In the past week, three cities have been rocked by gun violence. Alton Sterling was fatally shot by police Tuesday in Baton Rouge, Louisiana. Philando Castile was killed by police Wednesday during a traffic stop outside St. Paul, Minnesota. The next night, a dozen police officers and two civilians were shot during a protest in Dallas.

The back-to-back tragedies led to a national outcry, including from Christian leaders.

Evangelicals are among the groups least likely to support Black Lives Matter, according to a 2015 Barna Group survey. Yet plenty of pastors joined the chorus of fear, frustration, and grief on social media and also plan to address the recent events in church on Sunday.

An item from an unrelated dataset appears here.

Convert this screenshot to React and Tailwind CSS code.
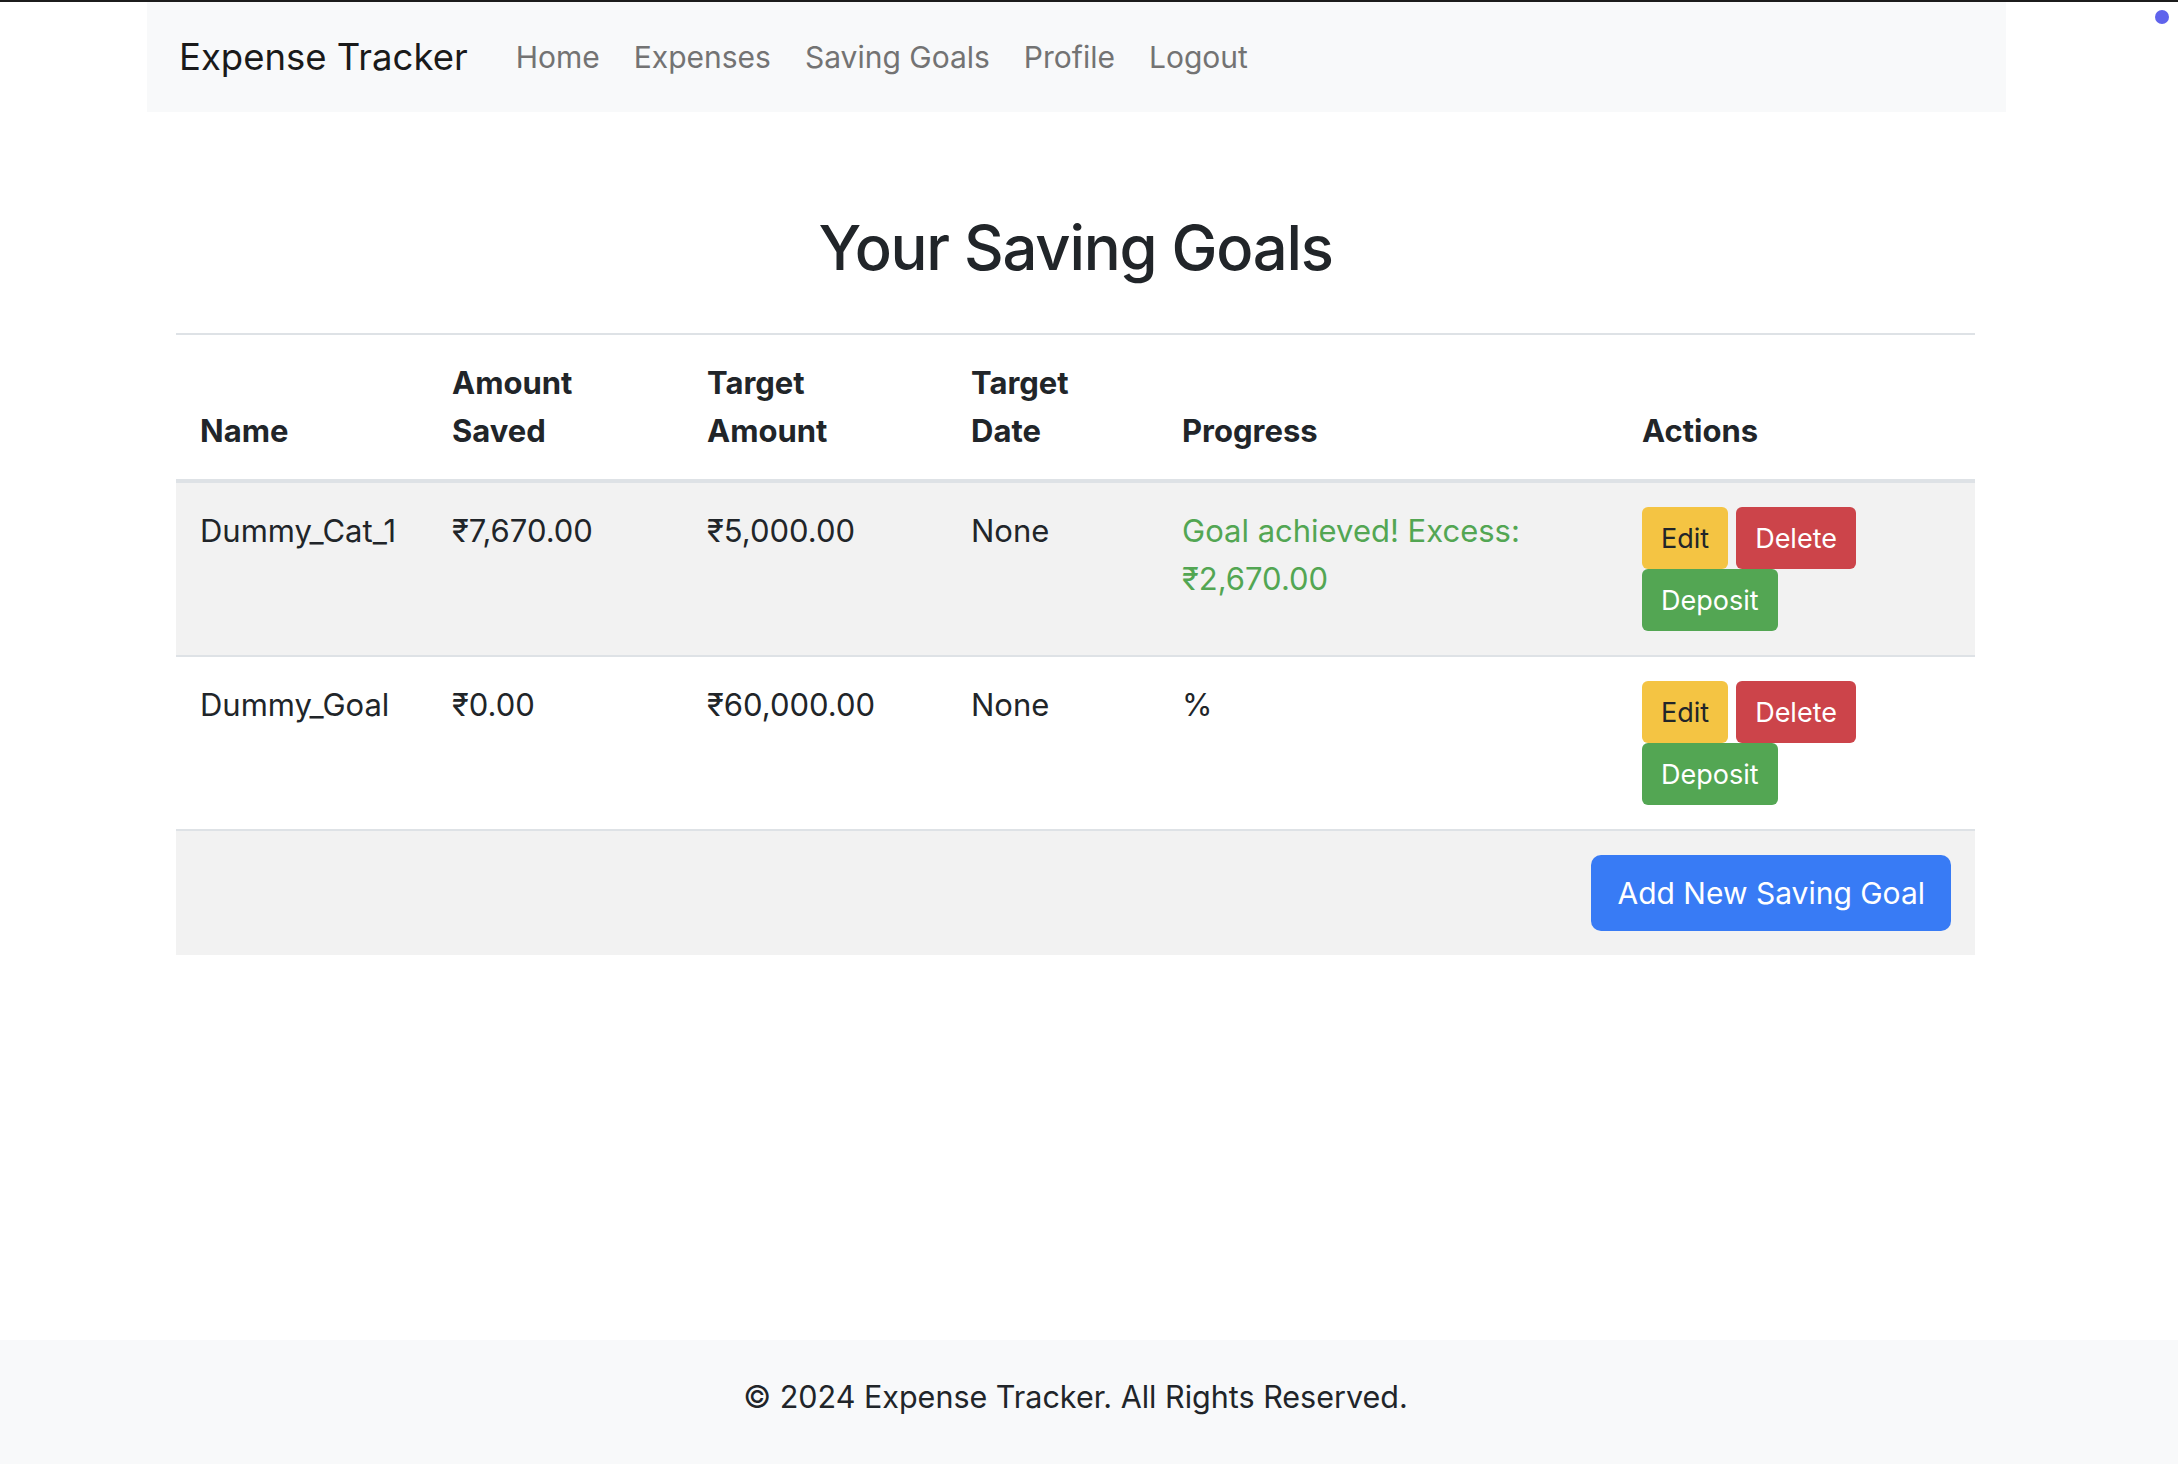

CT asked pastors near Baton Rouge, St. Paul, and Dallas how they plan to minister to their congregations after this week’s incidents.

Donald Hunter, New Beginning Baptist Church, Baton Rouge, Louisiana

Donald Hunter, an African American pastor in the city where Alton Sterling was killed, said he’ll be preaching this Sunday on Psalm 11:5: “The Lord examines the righteous, but the wicked, those who love violence, he hates with a passion.”

“Most of us have a misconception about Christianity, and that is if you’re a Christian, you’re not supposed to have trouble in your life or community,” he told CT. “But look at Christ—he had trouble from the day he was born.” Hunter said he’ll also draw from Psalm 34:19: “The righteous person may have many troubles, but the Lord delivers him from them all.”

“When we endure such things as murder—whether it's police officers or we kill one another—the challenge we have is whether we will submit ourselves to God and allow that incident to cause something good to be born out of it.”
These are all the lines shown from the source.